When I read the introduction to text reformulation I immediately made a connection. As I read on to read exactly what it meant, I thought back to history class. The hardest subject for me to understand and remember is history. It is so boring to me with all the dates and different names to remember. In class when the teacher would be teaching, everything was going in one ear and out the other. I remember always leaving the class feeling frustrated and annoyed. When I would talk to my boyfriend, which is now my husband, he would put it into narrative form. He would tell it like a story and I found it so interesting. When the information was presented to me in this way I understood it. Unfortunately none of my history teachers ever taught this way.
Chapter 9 begins with a bold heading that says "Learning New Words". When I read the heading it reminded me of the literature festival I attended. During the morning session I learned about teaching students vocabulary. The speaker of this class was focusing on "Getting the Kids Actively Engaged". What she did was divide everyone into groups and each group had a vocabulary word. Some of the words were: ubiquitous, vapid, supine, fedora...At the end of the class we were going to take a vocabulary quiz and when I saw the words I thought to myself "How am I going to remember the meanings?" Each group had their word and were only allowed to use an action/gesture for their word. There was no talking when defining the word. When each group came up with an action/gesture, we went around the room and the group presenting their word said their word, everyone else repeated, they did the gesture and we followed, and then we all said the word again. Each group did this and by the end of the class, we all made 100's!

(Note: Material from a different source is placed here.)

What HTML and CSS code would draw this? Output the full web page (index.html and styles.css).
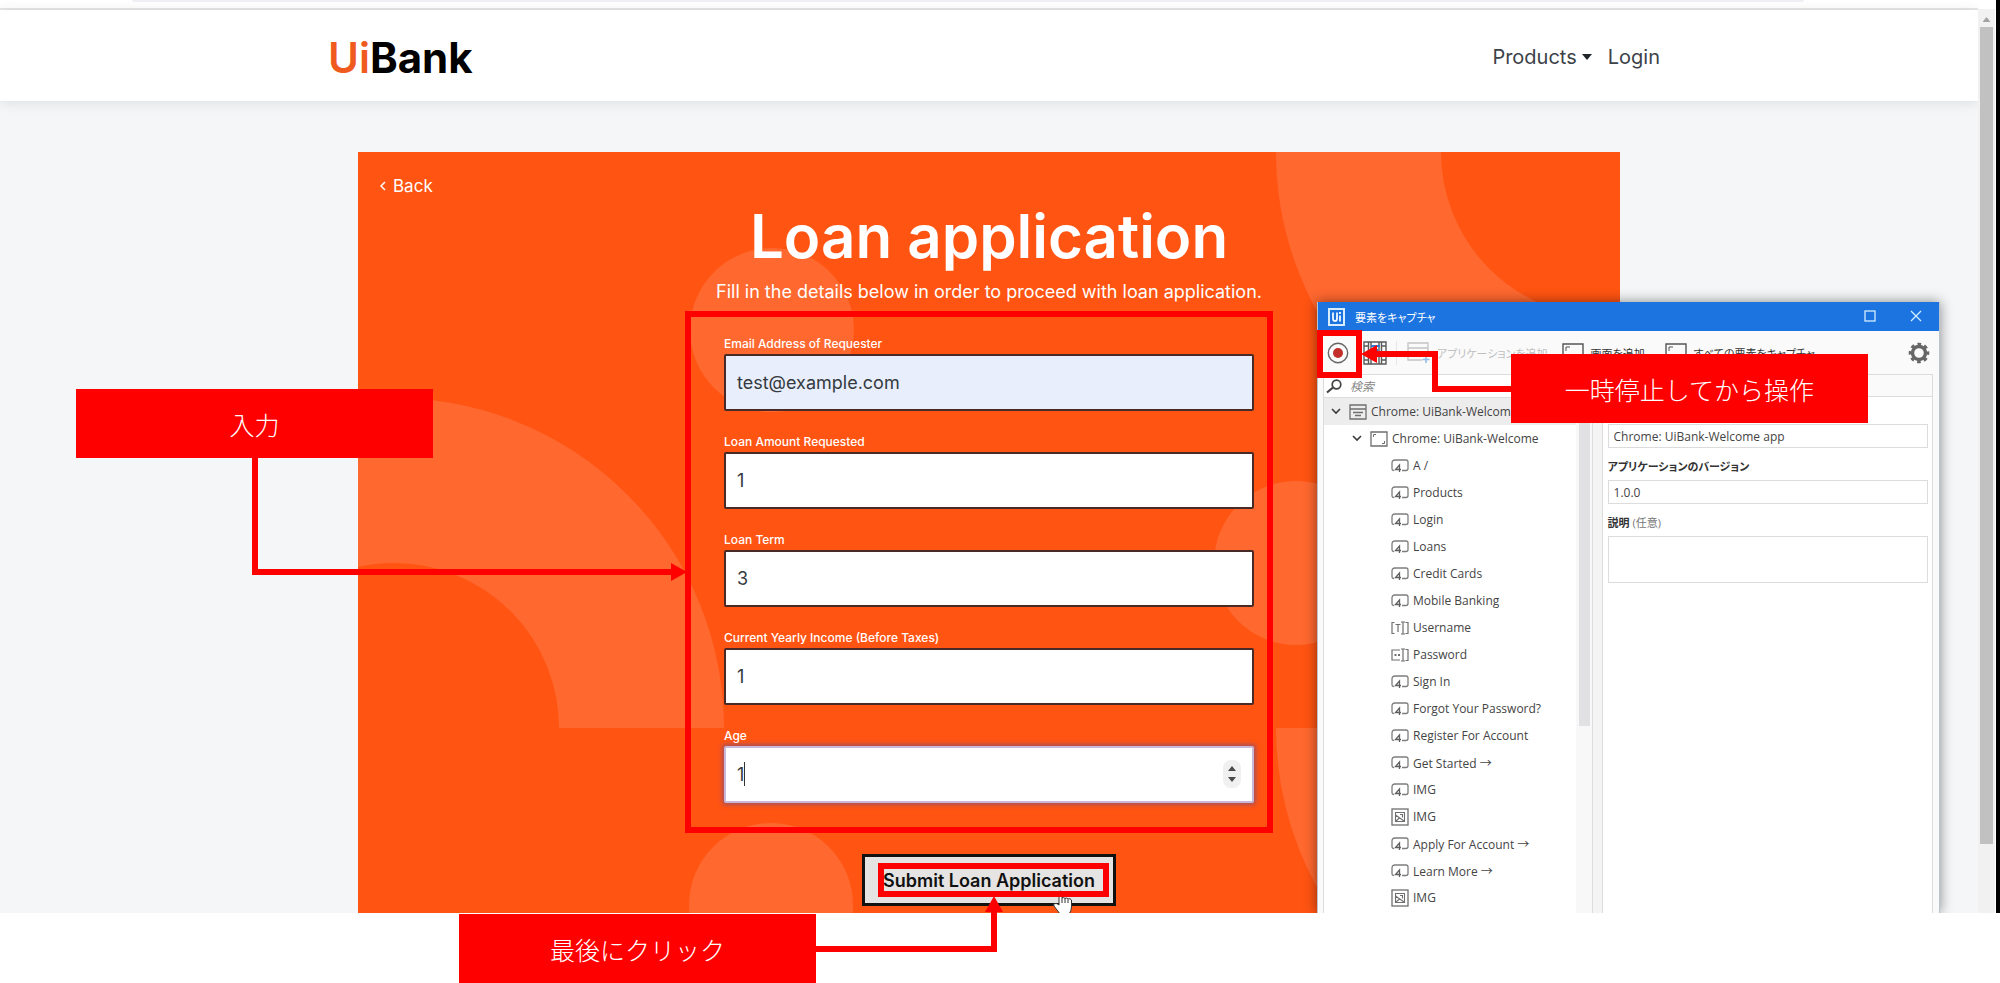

The vocabulary tree on page 189 was appealing. I have never seen anything like it. This was also another strategy I think would be beneficial in the classroom. As I have been reading about all the strategies I am beginning to feel deprived as a student. I never had anything like the things I am reading about to help me as a young learner. I wonder if I had had this, would I be a better reader, a better student???